Baba Ne said he actually got hooked on to Afrobeat at 14. This love for that kind of music was influenced by his father who was deeply interested in Fela Anikulapo-Kuti. “My father admired Fela so much for his boldness and fearlessness that he always talked about him at home. For a long time, he would talk about Fela’s confrontations with the government and his philosophy and lifestyle. In fact, Fela was like a hero to him. Apart from that, he was addicted to Afrobeat and always played it at home,”he said.

Eager to share in his father’s love for Fela, Baba Ne had found himself gravitating, soul and body, towards Afrobeat. It was the classic story about a boy following diligently in his father’s footsteps.

Initially the fear of what his parents would say had forced him to pretend to be serious about gospel music at home. At school and away from their interfering presence, he would switch to Afrobeat. He did this for a while till he could not conceal his real passion any more.

Did he succumb to the temptation to smoke Indian Hemp, the trade mark of most lovers of Afrobeat music? “No. I don’t smoke nor drink alcohol. I just love the way Fela did things, the way he spoke out against injustice and oppfression, and his lack of fear for anybody in position of authority,”he replied.

Eventually he had taken his love for Afrobeat to the church scene, in the process adapting the music genre to the tunes played by the choir during praise and worhsip sessions.

Describing how his mother reacted to his choice of career, he said, “My mother got to know about my romance with hip hop music by accident. Before then, she probably had noticed my inclination in church, since I was a member of the choir and sang during praise ad worship time. When she found out that I was more inclined to music than anything else, she wasn’t worried about it. But my father was the problem I had”.

Beneath his music-loving façade, the older Kayode was made of a sterner stuff. Being quite strict, he wasted no time in impressing it on his children that education was sacred. Baba Ne said his father constantly bullied him into minding his studies instead of fooling around with songs or dreaming of a glorious career as a music artiste.

Interestingly enough, he confessed that up until the time of chatting with Saturday Punch, his father knew next to nothing about his achievements in the music industry. “He does not know that I can sing. He never believed that I could sing, anyway,”he said.

But there is an indication that Mr. Kayode may consider changing his mind about his first son soon. Recently he stumbled upon a newspaper report on Baba Ne and he appeared to be surprised and pleased that the young man might hit the limelight.

For this young and sprightly music artiste, growing up was not a very pleasant experience because his childhood desire to become a successful artiste was somewhat overshadowed by parental disapproval.

“I didn’t spend much time with my parents. At one time we lived in the Mushin area of Lagos. When my family moved to Abula Egba, I didn’t go with them. I had to remain at Mushin in order to complete my education. All the while, I lived with my friends,”he said.

But that was not the real reason why he could not move house with his folks.
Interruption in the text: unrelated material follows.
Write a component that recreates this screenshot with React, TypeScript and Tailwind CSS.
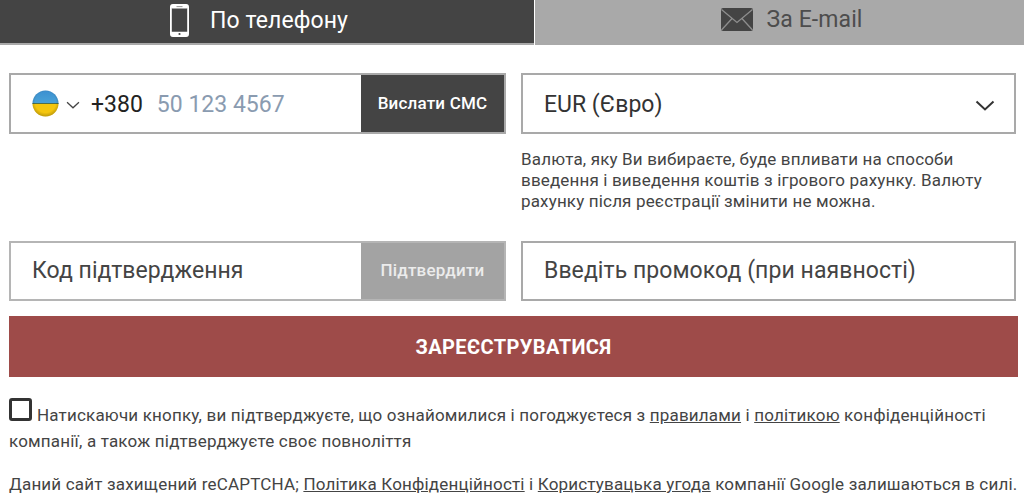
import React from "react";

const Phone = () => (
  <svg width="19" height="33" viewBox="0 0 19 33" className="shrink-0">
    <rect x="0.9" y="0.9" width="17.2" height="31.2" rx="2" fill="none" stroke="#fff" strokeWidth="1.8" />
    <rect x="1" y="1" width="17" height="3.4" rx="1.5" fill="#fff" />
    <path d="M1 27.8h17V30a2 2 0 0 1-2 2H3a2 2 0 0 1-2-2z" fill="#fff" />
    <circle cx="9.5" cy="30" r="1.1" fill="#444" />
    <rect x="6.5" y="2.2" width="6" height="0.9" fill="#888" />
  </svg>
);

const Mail = () => (
  <svg width="32" height="23" viewBox="0 0 32 23" className="shrink-0 mb-[1px]">
    <rect width="32" height="23" rx="2" fill="#444" />
    <path d="M0.5 1.5 16 14.5 31.5 1.5M0.5 22 11.5 10M31.5 22 20.5 10" fill="none" stroke="#8e8e8e" strokeWidth="1.3" />
  </svg>
);

const Flag = () => (
  <svg width="27" height="27" viewBox="0 0 27 27" className="shrink-0">
    <defs>
      <clipPath id="c"><circle cx="13.5" cy="13.5" r="13" /></clipPath>
      <radialGradient id="s" cx="50%" cy="45%" r="55%">
        <stop offset="70%" stopColor="#000" stopOpacity="0" />
        <stop offset="100%" stopColor="#000" stopOpacity="0.25" />
      </radialGradient>
      <linearGradient id="b" x1="0" y1="0" x2="0" y2="1">
        <stop offset="0%" stopColor="#3b8fd0" />
        <stop offset="100%" stopColor="#4aa3d8" />
      </linearGradient>
    </defs>
    <g clipPath="url(#c)">
      <rect width="27" height="14" fill="url(#b)" />
      <rect y="14" width="27" height="13" fill="#f4c60e" />
      <path d="M0 13.5h27" stroke="#4f6f4a" strokeWidth="1" />
      <rect width="27" height="27" fill="url(#s)" />
    </g>
  </svg>
);

const Chevron = ({ w, h, sw, color }: { w: number; h: number; sw: number; color: string }) => (
  <svg width={w} height={h} viewBox="0 0 20 11" className="shrink-0">
    <path d="M1.5 1.5 10 9.5 18.5 1.5" fill="none" stroke={color} strokeWidth={sw} />
  </svg>
);

export default function App() {
  return (
    <div className="w-[1024px] h-[501px] overflow-hidden bg-white font-['Roboto',sans-serif] text-[#333]">
      <div className="flex h-[45px]">
        <div className="w-[534px] h-[45px] bg-[#444] border-b-2 border-[#a9a9a9] flex items-center justify-center gap-[21px] pr-[16px] pb-[3px]">
          <Phone />
          <span className="text-white text-[23px] leading-none tracking-[0.08px]">По телефону</span>
        </div>
        <div className="flex-1 ml-[1px] bg-[#a9a9a9] flex items-center justify-center gap-[13px] pl-[25px] pb-[6px]">
          <Mail />
          <span className="text-[#4d4d4d] text-[23px] leading-none tracking-[0.1px]">За E-mail</span>
        </div>
      </div>

      <div className="pl-[9px] pr-[6px] pt-[28px]">
        <div className="grid grid-cols-[497px_495px] gap-x-[15px]">
          <div className="h-[61px] border-2 border-[#a9a9a9] flex items-stretch">
            <div className="flex-1 flex items-center pl-[21px]">
              <Flag />
              <span className="ml-[7px] pt-[3px]"><Chevron w={14} h={8} sw={1.8} color="#444" /></span>
              <span className="ml-[11px] pt-[3px] text-[23px] text-[#222]">+380</span>
              <span className="ml-[14px] pt-[3px] text-[23px] text-[#8a9bb0]">50 123 4567</span>
            </div>
            <button className="w-[143px] bg-[#444] text-white text-[17px] tracking-[0.2px] font-medium">Вислати СМС</button>
          </div>
          <div className="h-[61px] border-2 border-[#a9a9a9] flex items-center justify-between pl-[21px] pr-[19px]">
            <span className="pt-[3px] text-[23px] text-[#333]">EUR (Євро)</span>
            <span className="pt-[3px]"><Chevron w={20} h={11} sw={2} color="#333" /></span>
          </div>

          <div className="h-[107px]" />
          <p className="pt-[15px] text-[17px] leading-[21px] text-[#444] tracking-[0.16px] whitespace-nowrap">
            Валюта, яку Ви вибираєте, буде впливати на способи
            <br />
            введення і виведення коштів з ігрового рахунку. Валюту
            <br />
            рахунку після реєстрації змінити не можна.
          </p>

          <div className="h-[60px] border-2 border-[#b5b5b5] flex items-stretch">
            <div className="flex-1 flex items-center pl-[21px] text-[23px] text-[#444] tracking-[0.05px]">Код підтвердження</div>
            <button className="w-[143px] bg-[#a3a3a3] text-[#ececec] text-[17px] tracking-[0.2px] font-medium">Підтвердити</button>
          </div>
          <div className="h-[60px] border-2 border-[#a9a9a9] flex items-center pl-[21px] text-[23px] text-[#444] tracking-[0.07px]">
            Введіть промокод (при наявності)
          </div>
        </div>

        <button className="block mt-[15px] w-[1009px] h-[61px] bg-[#9e4b49] text-white text-[20px] tracking-[0.4px] font-bold">
          ЗАРЕЄСТРУВАТИСЯ
        </button>

        <div className="mt-[25px] text-[17px] leading-[26px] text-[#444] tracking-[0.18px] whitespace-nowrap">
          <p>
            <span className="inline-block w-[23px] h-[23px] border-[3px] border-[#333] rounded-[3px] mr-[5px] align-[-2px] -mt-[6px] -translate-y-[2px]" />
            Натискаючи кнопку, ви підтверджуєте, що ознайомилися і погоджуєтеся з{" "}
            <a className="underline">правилами</a> і <a className="underline">політикою</a> конфіденційності
            <br />
            компанії, а також підтверджуєте своє повноліття
          </p>
          <p className="mt-[17px]">
            Даний сайт захищений reCAPTCHA; <a className="underline">Політика Конфіденційності</a> і{" "}
            <a className="underline">Користувацька угода</a> компанії Google залишаються в силі.
          </p>
        </div>
      </div>
    </div>
  );
}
The truth, according to him, is that he dreaded the presence of his father. “When I think back to those days, I realise that I didn’t want to go home because of the kind of father that I had. Whenever I wanted anything, I would sneak quietly to the house in his absence and get it from my mother and go back,” he confessed. He wanted to be free and always sought an opportunity to hone his skill as an upcoming singer, without having to bother about his father’s interference.
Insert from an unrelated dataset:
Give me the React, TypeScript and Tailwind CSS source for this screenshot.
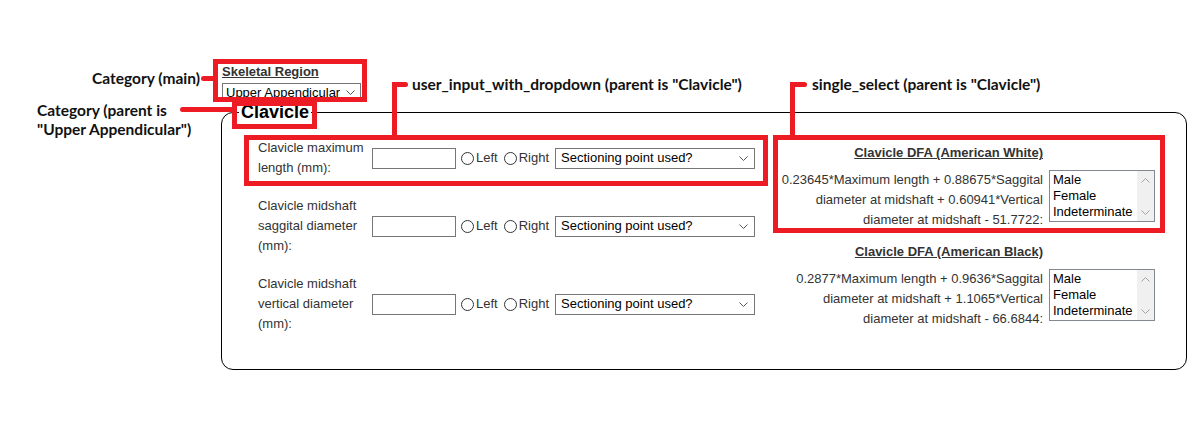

Has Baba Ne’s music career effectively kicked off? The answer is yes. He has just been signed on to a new records label, Stingomania Music.

His second music album has just been released into the market. The first one was titled ‘Hip hop pleasure’, which signifies a clear deviation from his beloved Afrobeat music.

Despite his penchant for infusing traditional Yoruba elements, such as the Ijala chant, in his music, Baba Ne prefers to call it Afro hip hop. “I would have called it Ijala hip hop, but it occurred to me that people will not understand why,” he said.

Baba Ne said he mastered Ijala, which seems like the ancestor of the modern rapid applied poetry (rap), without much external assistance. But Ajobiewe’s art influenced his own performance to a large extent. “He inspired me. But I decided to adapt my work to hip hop, in order to make a difference. Besides, I wanted everybody to know that one could make music in any form of his choice,” he said.

Between the time that Baba Ne started out by singing in the church choir and when he recorded his first album, the going was really rough. It took so long to find his bearing on the music scene because he had nobody to back him up financially.

Apart from not having money, there were other challenges. In the first place, having defined what he wanted, he had to survive the characteristic elbowing and shoving among Nigerian music artistes. “Right now, nothing has changed. There is a hell of a struggle for survival out there. Some artistes want to corner all the shows for themselves and their friends. This is the challenge that I am facing now. Nobody wants to give an upcoming artiste a chance and everybody is busy forming cliques. It is like a rat race, really,”he said.

In spite of the hurdles that he had to scale on his path to reckoning, Baba Ne managed to record a second music album titled ‘Twice as nice’. It is a 12-track album that is dedicated to the struggles of upcoming artistes who have to endure a spell of disappointments and frustrating encounters, especially with the established artistes, before getting a break. He said he had intended to reach out to this class of people and to encourage them to hang on until their trials were over.

Baba Ne has no role models. But he adores Obesere’s lifestyle so much that he calls the Fuji musician ‘godfather’. “I have always performed at every show that hosted Obesere. I always open his shows for him” he said. Apart from this, he had featured in big league music events, such as the Star Mega Jam, alongside popular American hip hop artistes, and the experience impacted positively on his resolve to carve a niche for himself on the entertainment scene.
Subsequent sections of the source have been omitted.